Volendo a questo punto fare un quadro schematico di come debbano essere suddivise le spese di rifacimento, potremmo operare la seguente distinzione:
  1. SPESE A CARICO DEL CONDOMINIO:
  • rifacimento del tetto condominiale
  • ripristino degli impianti elettrico e idrico che corrono lungo le parti comuni dell’edificio (muri condominiali) fino al punto di diramazione alle singole unità immobiliari
  1. SPESE A CARICO DEL PROPRIETARIO DELLA SOFFITTA E DELL’ULTIMO PIANO:
  • ripristino impianto elettrico ed idraulico all’interno di soffitta e appartamento
  • tinteggiatura appartamento e soffitta
  • smontaggio e rimontaggio di mobili, termosifoni e caldaia.

Per quanto concerne, infine, l’intenzione di abbassare l’altezza del solaio per ricavarne una soffitta praticabile, si ritiene che a tal fine occorrerà rifarsi a quanto dispone l’art. 1122 c.c.
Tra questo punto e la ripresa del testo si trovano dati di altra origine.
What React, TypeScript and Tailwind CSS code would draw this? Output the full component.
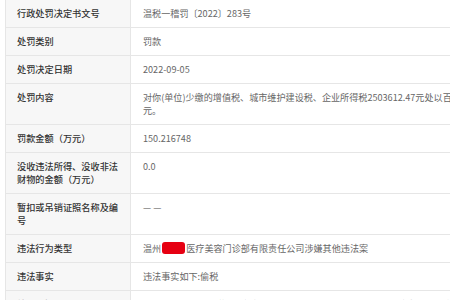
import React from "react";

const rows: { label: React.ReactNode; value: React.ReactNode }[] = [
  { label: "行政处罚决定书文号", value: "温税一稽罚〔2022〕283号" },
  { label: "处罚类别", value: "罚款" },
  { label: "处罚决定日期", value: "2022-09-05" },
  {
    label: "处罚内容",
    value: (
      <>
        <span className="block whitespace-nowrap">
          对你(单位)少缴的增值税、城市维护建设税、企业所得税2503612.47元处以百分之六十的罚款1502167.48
        </span>
        <span className="block">元。</span>
      </>
    ),
  },
  { label: "罚款金额（万元）", value: "150.216748" },
  { label: "没收违法所得、没收非法财物的金额（万元）", value: "0.0" },
  { label: "暂扣或吊销证照名称及编号", value: "— —" },
  {
    label: "违法行为类型",
    value: (
      <span className="whitespace-nowrap">
        温州
        <span className="inline-block w-[23px] h-[12px] align-[-2px] rounded-[3px] bg-[#e60012] mx-[1px]" />
        医疗美容门诊部有限责任公司涉嫌其他违法案
      </span>
    ),
  },
  { label: "违法事实", value: "违法事实如下:偷税" },
  {
    label: "处罚依据",
    value: (
      <>
        <span className="block whitespace-nowrap">
          《中华人民共和国增值税暂行条例》第一条“在中华人民共和国境内销售货物或者加工、修理修配劳务
        </span>
        <span className="block whitespace-nowrap">
          、销售服务、无形资产、不动产以及进口货物的单位和个人，为增值税的纳税人
        </span>
      </>
    ),
  },
];

export default function App() {
  return (
    <div
      className="w-[450px] h-[300px] overflow-hidden bg-white"
      style={{ fontFamily: '"Noto Sans CJK SC", "Noto Sans", sans-serif' }}
    >
      <div className="ml-[5px] w-[700px] border-l border-[#e6e6e6]">
        {rows.map((r, i) => (
          <div
            key={i}
            className={`grid grid-cols-[125px_1fr] ${i === 0 ? "" : "border-t"} border-[#e6e6e6]`}
          >
            <div className="bg-[#f7f7f7] border-r border-[#e6e6e6] pl-[11px] pr-[3px] pt-[7px] pb-[7px] text-[9.2px] leading-[13px] text-[#333] font-medium">
              {r.label}
            </div>
            <div className="pl-[12px] pt-[7px] pb-[7px] text-[9.1px] leading-[13px] text-[#666]">
              {r.value}
            </div>
          </div>
        ))}
      </div>
    </div>
  );
}
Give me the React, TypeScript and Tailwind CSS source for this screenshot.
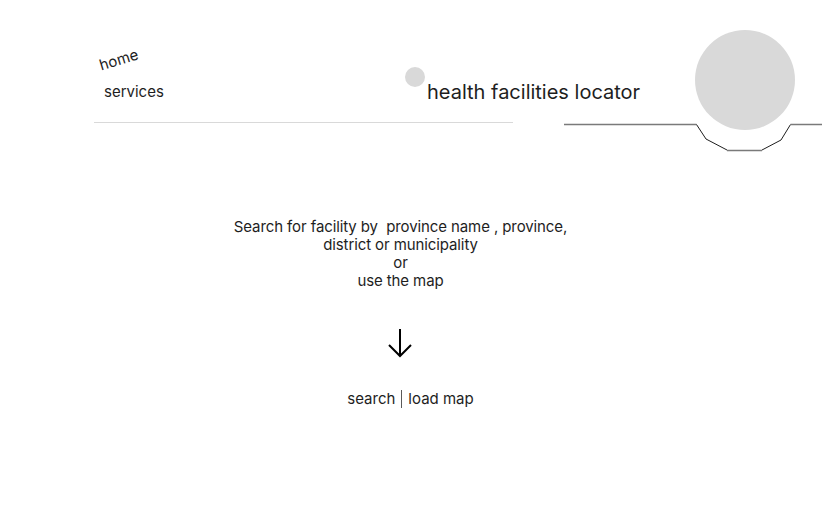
import React from "react";

function Notch() {
  return (
    <svg
      className="absolute left-[560px] top-[118px]"
      width="271"
      height="40"
      viewBox="0 0 271 40"
      fill="none"
    >
      <path d="M4 6.5H136.5" stroke="#7a7a7a" strokeWidth="1.5" />
      <path d="M136.5 6.5L146 21L167 32" stroke="#1e1e1e" strokeWidth="1" />
      <path d="M167 32.5H202" stroke="#7a7a7a" strokeWidth="1.5" />
      <path d="M202 32L221 22L230.5 6.5" stroke="#1e1e1e" strokeWidth="1" />
      <path d="M230.5 6.5H262" stroke="#7a7a7a" strokeWidth="1.5" />
    </svg>
  );
}

function ArrowDown() {
  return (
    <svg width="24" height="30" viewBox="0 0 24 30" fill="none">
      <path d="M12 1V28" stroke="#000" strokeWidth="2" />
      <path d="M1 17L12 28L23 17" stroke="#000" strokeWidth="2" />
    </svg>
  );
}

export default function App() {
  return (
    <div className="w-[831px] h-[508px] bg-white overflow-hidden font-['Inter',sans-serif] text-[#1e1e1e]">
      <header className="relative h-[160px]">
        <nav className="pt-[51px] pl-[94px]">
          <div className="w-[419px] h-[72px] border-b border-[#d9d9d9] text-[15px] leading-[18px]">
            <div className="ml-[5px] w-fit -rotate-[17deg]">home</div>
            <div className="ml-[10px] mt-[14px]">services</div>
          </div>
        </nav>

        <div className="absolute left-[405px] top-[67px] flex items-start">
          <span className="w-[20px] h-[20px] rounded-full bg-[#d9d9d9]" />
          <h1 className="mt-[13px] ml-[2px] text-[20px] leading-[24px] font-normal text-[#1e1e1e]">
            health facilities locator
          </h1>
        </div>

        <div className="absolute left-[695px] top-[30px] w-[100px] h-[100px] rounded-full bg-[#d9d9d9]" />
        <Notch />
      </header>

      <main className="flex flex-col items-center">
        <p className="mt-[58px] ml-[-30px] text-center text-[15px] leading-[18px] tracking-[-0.1px]">
          Search for facility by&nbsp; province name , province,
          <br />
          district or municipality
          <br />
          or
          <br />
          use the map
        </p>

        <div className="mt-[38px] ml-[-31px]">
          <ArrowDown />
        </div>

        <div className="mt-[32px] ml-[-10px] flex items-center text-[15px] leading-[18px]">
          <span>search</span>
          <span className="mx-[6px] w-px h-[18px] bg-[#5a5a5a]" />
          <span>load map</span>
        </div>
      </main>
    </div>
  );
}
Ciò significa che sarà preliminarmente necessario verificare, con l’ausilio di un tecnico, se tali opere siano consentite dalla normativa urbanistica e, in caso positivo, se possano arrecare danno alle parti comuni ovvero determinare pregiudizio alla stabilità, alla sicurezza o al decoro architettonico dell'edificio.
Qualora non si frapponga alcuno di tali ostacoli, sarà necessario, prima di dare inizio ai relativi lavori, darne preventiva notizia all’amministratore, il quale sarà tenuto a riferirne all’assemblea dei condomini (non occorre alcuna autorizzazione).